WRITTEN TASK: Quote the data below in full, minus the images.

☆ ☆ ☆

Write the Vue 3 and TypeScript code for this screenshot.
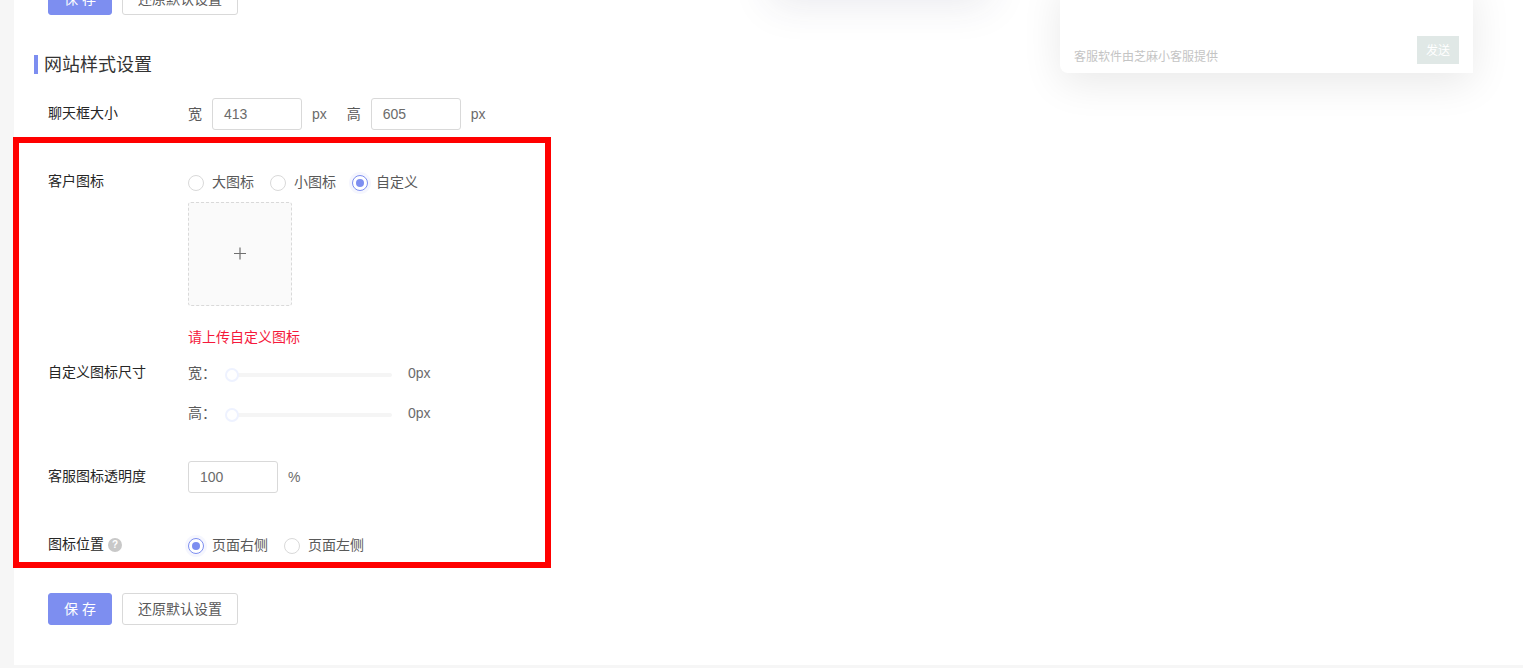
<script setup lang="ts">
interface RadioOption { label: string; checked: boolean }
interface SliderRow { label: string; value: string }

const iconOptions: RadioOption[] = [
  { label: '大图标', checked: false },
  { label: '小图标', checked: false },
  { label: '自定义', checked: true },
]
const sliders: SliderRow[] = [
  { label: '宽：', value: '0px' },
  { label: '高：', value: '0px' },
]
const positionOptions: RadioOption[] = [
  { label: '页面右侧', checked: true },
  { label: '页面左侧', checked: false },
]
</script>

<template>
  <div class="viewport">
    <main class="card">
      <div class="actions">
        <button class="btn primary">保 存</button>
        <button class="btn">还原默认设置</button>
      </div>

      <h2 class="section-title">网站样式设置</h2>

      <div class="row size-row">
        <div class="label">聊天框大小</div>
        <div class="inline">
          <span class="unit-before">宽</span>
          <div class="input">413</div>
          <span class="unit">px</span>
          <span class="unit-before second">高</span>
          <div class="input">605</div>
          <span class="unit">px</span>
        </div>
      </div>

      <div class="row icon-row">
        <div class="label raised">客户图标</div>
        <div>
          <div class="radios">
            <label v-for="o in iconOptions" :key="o.label" class="radio-item">
              <span class="radio" :class="{ checked: o.checked }"></span>
              <span>{{ o.label }}</span>
            </label>
          </div>
          <div class="upload">
            <svg width="14" height="14" viewBox="0 0 14 14" aria-hidden="true">
              <path d="M7 .5v12M1 6.5h12" stroke="#6f6f6f" stroke-width="1.2" fill="none" />
            </svg>
          </div>
          <div class="error">请上传自定义图标</div>
        </div>
      </div>

      <div class="row slider-block">
        <div class="label raised">自定义图标尺寸</div>
        <div class="sliders">
          <div v-for="s in sliders" :key="s.label" class="slider-row">
            <span class="slider-label">{{ s.label }}</span>
            <div class="track"><span class="handle"></span></div>
            <span class="slider-value">{{ s.value }}</span>
          </div>
        </div>
      </div>

      <div class="row opacity-row">
        <div class="label">客服图标透明度</div>
        <div class="inline">
          <div class="input">100</div>
          <span class="unit">%</span>
        </div>
      </div>

      <div class="row position-row">
        <div class="label raised with-help">图标位置<span class="help">?</span></div>
        <div class="radios">
          <label v-for="o in positionOptions" :key="o.label" class="radio-item">
            <span class="radio" :class="{ checked: o.checked }"></span>
            <span>{{ o.label }}</span>
          </label>
        </div>
      </div>

      <div class="actions bottom">
        <button class="btn primary">保 存</button>
        <button class="btn">还原默认设置</button>
      </div>
    </main>

    <div class="ghost-shadow"></div>
    <aside class="chat-preview">
      <span class="powered">客服软件由芝麻小客服提供</span>
      <span class="send">发送</span>
    </aside>
    <div class="annotation"></div>
  </div>
</template>

<style>
html, body { margin: 0; background: #f6f6f6; }
</style>

<style scoped>
.viewport {
  position: relative;
  height: 668px;
  overflow: hidden;
  font-family: "Liberation Sans", "Noto Sans CJK SC", sans-serif;
  font-size: 14px;
  line-height: 20px;
  color: #595959;
}
.card {
  margin: -17px 0 0 14px;
  padding: 0 0 40px 34px;
  background: #fff;
}
.actions { display: flex; gap: 10px; }
.actions.bottom { margin-top: 38px; }
.btn {
  box-sizing: border-box;
  height: 32px;
  padding: 0 15px;
  border: 1px solid #d9d9d9;
  border-radius: 3px;
  background: #fff;
  color: #595959;
  font: inherit;
}
.btn.primary {
  width: 64px;
  padding: 0;
  border-color: #7d8ef0;
  background: #7d8ef0;
  color: #fff;
}
.section-title {
  position: relative;
  margin: 40px 0 0 -14px;
  padding: 1px 0 0 10px;
  font-size: 18px;
  line-height: 19px;
  font-weight: 400;
  color: #333;
}
.section-title::before {
  content: "";
  position: absolute;
  left: 0;
  top: 0;
  width: 4px;
  height: 19px;
  background: #7d8ef0;
}
.row { display: grid; grid-template-columns: 140px 1fr; }
.label { color: #262626; }
.label.raised { margin-top: -1px; }
.size-row { margin-top: 23px; }
.size-row .label, .opacity-row .label { line-height: 30px; }
.icon-row { margin-top: 42px; }
.inline { display: flex; align-items: center; }
.unit-before { margin-right: 10px; }
.unit-before.second { margin-left: 20px; }
.input {
  box-sizing: border-box;
  width: 90px;
  height: 32px;
  padding: 0 11px;
  border: 1px solid #d9d9d9;
  border-radius: 3px;
  line-height: 30px;
  color: #6b6b6b;
}
.unit { margin-left: 10px; color: #6b6b6b; }
.radios { display: flex; gap: 16px; height: 20px; }
.radio-item { display: flex; align-items: center; gap: 8px; }
.radio {
  box-sizing: border-box;
  position: relative;
  width: 16px;
  height: 16px;
  margin-top: 2px;
  border: 1px solid #d9d9d9;
  border-radius: 50%;
  background: #fff;
}
.radio.checked {
  border-color: #7d8ef0;
  box-shadow: 0 0 0 3px rgba(125, 142, 240, 0.08);
}
.radio.checked::after {
  content: "";
  position: absolute;
  left: 3px;
  top: 3px;
  width: 8px;
  height: 8px;
  border-radius: 50%;
  background: #7d8ef0;
}
.upload {
  box-sizing: border-box;
  display: flex;
  align-items: center;
  justify-content: center;
  width: 104px;
  height: 104px;
  margin-top: 10px;
  border: 1px dashed #d9d9d9;
  border-radius: 3px;
  background: #fafafa;
}
.error { margin-top: 21px; color: #f5193c; }
.slider-block { margin-top: 16px; }
.sliders { display: flex; flex-direction: column; gap: 20px; }
.slider-row { display: flex; align-items: center; height: 20px; }
.slider-label { width: 44px; flex: none; }
.track {
  position: relative;
  width: 160px;
  height: 4px;
  margin-top: 4px;
  border-radius: 2px;
  background: #f5f5f5;
}
.handle {
  box-sizing: border-box;
  position: absolute;
  left: -7px;
  top: -5px;
  width: 14px;
  height: 14px;
  border: 2px solid #eef2ff;
  border-radius: 50%;
  background: #fff;
}
.slider-value { margin-left: 16px; color: #6b6b6b; }
.opacity-row { margin-top: 38px; }
.position-row { margin-top: 42px; height: 20px; }
.label.with-help { display: flex; align-items: center; height: 20px; }
.help {
  width: 14px;
  height: 14px;
  margin: 2px 0 0 4px;
  border-radius: 50%;
  background: #c8c8c8;
  color: #fff;
  font-size: 10px;
  font-weight: 700;
  line-height: 14px;
  text-align: center;
}
.ghost-shadow {
  position: absolute;
  left: 770px;
  top: -80px;
  width: 220px;
  height: 75px;
  border-radius: 8px;
  box-shadow: 0 10px 40px rgba(50, 50, 90, 0.1);
}
.chat-preview {
  position: absolute;
  left: 1060px;
  top: -20px;
  width: 413px;
  height: 93px;
  border-bottom-left-radius: 8px;
  background: #fff;
  box-shadow: 0 10px 40px rgba(0, 0, 0, 0.09);
}
.powered {
  position: absolute;
  left: 14px;
  bottom: 6px;
  font-size: 12px;
  color: #c4c4c4;
}
.send {
  position: absolute;
  right: 14px;
  bottom: 9px;
  width: 42px;
  height: 28px;
  background: #e0e8e6;
  color: #fff;
  font-size: 12px;
  line-height: 30px;
  text-align: center;
}
.annotation {
  box-sizing: border-box;
  position: absolute;
  left: 13px;
  top: 137px;
  width: 538px;
  height: 431px;
  border: 6px solid #ff0000;
}
</style>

☆ ☆ ☆

RESULT FOR THIS EXERCISE:
Write the Vue 3 and TypeScript code for this screenshot.
<script setup lang="ts">
interface RadioOption { label: string; checked: boolean }
interface SliderRow { label: string; value: string }

const iconOptions: RadioOption[] = [
  { label: '大图标', checked: false },
  { label: '小图标', checked: false },
  { label: '自定义', checked: true },
]
const sliders: SliderRow[] = [
  { label: '宽：', value: '0px' },
  { label: '高：', value: '0px' },
]
const positionOptions: RadioOption[] = [
  { label: '页面右侧', checked: true },
  { label: '页面左侧', checked: false },
]
</script>

<template>
  <div class="viewport">
    <main class="card">
      <div class="actions">
        <button class="btn primary">保 存</button>
        <button class="btn">还原默认设置</button>
      </div>

      <h2 class="section-title">网站样式设置</h2>

      <div class="row size-row">
        <div class="label">聊天框大小</div>
        <div class="inline">
          <span class="unit-before">宽</span>
          <div class="input">413</div>
          <span class="unit">px</span>
          <span class="unit-before second">高</span>
          <div class="input">605</div>
          <span class="unit">px</span>
        </div>
      </div>

      <div class="row icon-row">
        <div class="label raised">客户图标</div>
        <div>
          <div class="radios">
            <label v-for="o in iconOptions" :key="o.label" class="radio-item">
              <span class="radio" :class="{ checked: o.checked }"></span>
              <span>{{ o.label }}</span>
            </label>
          </div>
          <div class="upload">
            <svg width="14" height="14" viewBox="0 0 14 14" aria-hidden="true">
              <path d="M7 .5v12M1 6.5h12" stroke="#6f6f6f" stroke-width="1.2" fill="none" />
            </svg>
          </div>
          <div class="error">请上传自定义图标</div>
        </div>
      </div>

      <div class="row slider-block">
        <div class="label raised">自定义图标尺寸</div>
        <div class="sliders">
          <div v-for="s in sliders" :key="s.label" class="slider-row">
            <span class="slider-label">{{ s.label }}</span>
            <div class="track"><span class="handle"></span></div>
            <span class="slider-value">{{ s.value }}</span>
          </div>
        </div>
      </div>

      <div class="row opacity-row">
        <div class="label">客服图标透明度</div>
        <div class="inline">
          <div class="input">100</div>
          <span class="unit">%</span>
        </div>
      </div>

      <div class="row position-row">
        <div class="label raised with-help">图标位置<span class="help">?</span></div>
        <div class="radios">
          <label v-for="o in positionOptions" :key="o.label" class="radio-item">
            <span class="radio" :class="{ checked: o.checked }"></span>
            <span>{{ o.label }}</span>
          </label>
        </div>
      </div>

      <div class="actions bottom">
        <button class="btn primary">保 存</button>
        <button class="btn">还原默认设置</button>
      </div>
    </main>

    <div class="ghost-shadow"></div>
    <aside class="chat-preview">
      <span class="powered">客服软件由芝麻小客服提供</span>
      <span class="send">发送</span>
    </aside>
    <div class="annotation"></div>
  </div>
</template>

<style>
html, body { margin: 0; background: #f6f6f6; }
</style>

<style scoped>
.viewport {
  position: relative;
  height: 668px;
  overflow: hidden;
  font-family: "Liberation Sans", "Noto Sans CJK SC", sans-serif;
  font-size: 14px;
  line-height: 20px;
  color: #595959;
}
.card {
  margin: -17px 0 0 14px;
  padding: 0 0 40px 34px;
  background: #fff;
}
.actions { display: flex; gap: 10px; }
.actions.bottom { margin-top: 38px; }
.btn {
  box-sizing: border-box;
  height: 32px;
  padding: 0 15px;
  border: 1px solid #d9d9d9;
  border-radius: 3px;
  background: #fff;
  color: #595959;
  font: inherit;
}
.btn.primary {
  width: 64px;
  padding: 0;
  border-color: #7d8ef0;
  background: #7d8ef0;
  color: #fff;
}
.section-title {
  position: relative;
  margin: 40px 0 0 -14px;
  padding: 1px 0 0 10px;
  font-size: 18px;
  line-height: 19px;
  font-weight: 400;
  color: #333;
}
.section-title::before {
  content: "";
  position: absolute;
  left: 0;
  top: 0;
  width: 4px;
  height: 19px;
  background: #7d8ef0;
}
.row { display: grid; grid-template-columns: 140px 1fr; }
.label { color: #262626; }
.label.raised { margin-top: -1px; }
.size-row { margin-top: 23px; }
.size-row .label, .opacity-row .label { line-height: 30px; }
.icon-row { margin-top: 42px; }
.inline { display: flex; align-items: center; }
.unit-before { margin-right: 10px; }
.unit-before.second { margin-left: 20px; }
.input {
  box-sizing: border-box;
  width: 90px;
  height: 32px;
  padding: 0 11px;
  border: 1px solid #d9d9d9;
  border-radius: 3px;
  line-height: 30px;
  color: #6b6b6b;
}
.unit { margin-left: 10px; color: #6b6b6b; }
.radios { display: flex; gap: 16px; height: 20px; }
.radio-item { display: flex; align-items: center; gap: 8px; }
.radio {
  box-sizing: border-box;
  position: relative;
  width: 16px;
  height: 16px;
  margin-top: 2px;
  border: 1px solid #d9d9d9;
  border-radius: 50%;
  background: #fff;
}
.radio.checked {
  border-color: #7d8ef0;
  box-shadow: 0 0 0 3px rgba(125, 142, 240, 0.08);
}
.radio.checked::after {
  content: "";
  position: absolute;
  left: 3px;
  top: 3px;
  width: 8px;
  height: 8px;
  border-radius: 50%;
  background: #7d8ef0;
}
.upload {
  box-sizing: border-box;
  display: flex;
  align-items: center;
  justify-content: center;
  width: 104px;
  height: 104px;
  margin-top: 10px;
  border: 1px dashed #d9d9d9;
  border-radius: 3px;
  background: #fafafa;
}
.error { margin-top: 21px; color: #f5193c; }
.slider-block { margin-top: 16px; }
.sliders { display: flex; flex-direction: column; gap: 20px; }
.slider-row { display: flex; align-items: center; height: 20px; }
.slider-label { width: 44px; flex: none; }
.track {
  position: relative;
  width: 160px;
  height: 4px;
  margin-top: 4px;
  border-radius: 2px;
  background: #f5f5f5;
}
.handle {
  box-sizing: border-box;
  position: absolute;
  left: -7px;
  top: -5px;
  width: 14px;
  height: 14px;
  border: 2px solid #eef2ff;
  border-radius: 50%;
  background: #fff;
}
.slider-value { margin-left: 16px; color: #6b6b6b; }
.opacity-row { margin-top: 38px; }
.position-row { margin-top: 42px; height: 20px; }
.label.with-help { display: flex; align-items: center; height: 20px; }
.help {
  width: 14px;
  height: 14px;
  margin: 2px 0 0 4px;
  border-radius: 50%;
  background: #c8c8c8;
  color: #fff;
  font-size: 10px;
  font-weight: 700;
  line-height: 14px;
  text-align: center;
}
.ghost-shadow {
  position: absolute;
  left: 770px;
  top: -80px;
  width: 220px;
  height: 75px;
  border-radius: 8px;
  box-shadow: 0 10px 40px rgba(50, 50, 90, 0.1);
}
.chat-preview {
  position: absolute;
  left: 1060px;
  top: -20px;
  width: 413px;
  height: 93px;
  border-bottom-left-radius: 8px;
  background: #fff;
  box-shadow: 0 10px 40px rgba(0, 0, 0, 0.09);
}
.powered {
  position: absolute;
  left: 14px;
  bottom: 6px;
  font-size: 12px;
  color: #c4c4c4;
}
.send {
  position: absolute;
  right: 14px;
  bottom: 9px;
  width: 42px;
  height: 28px;
  background: #e0e8e6;
  color: #fff;
  font-size: 12px;
  line-height: 30px;
  text-align: center;
}
.annotation {
  box-sizing: border-box;
  position: absolute;
  left: 13px;
  top: 137px;
  width: 538px;
  height: 431px;
  border: 6px solid #ff0000;
}
</style>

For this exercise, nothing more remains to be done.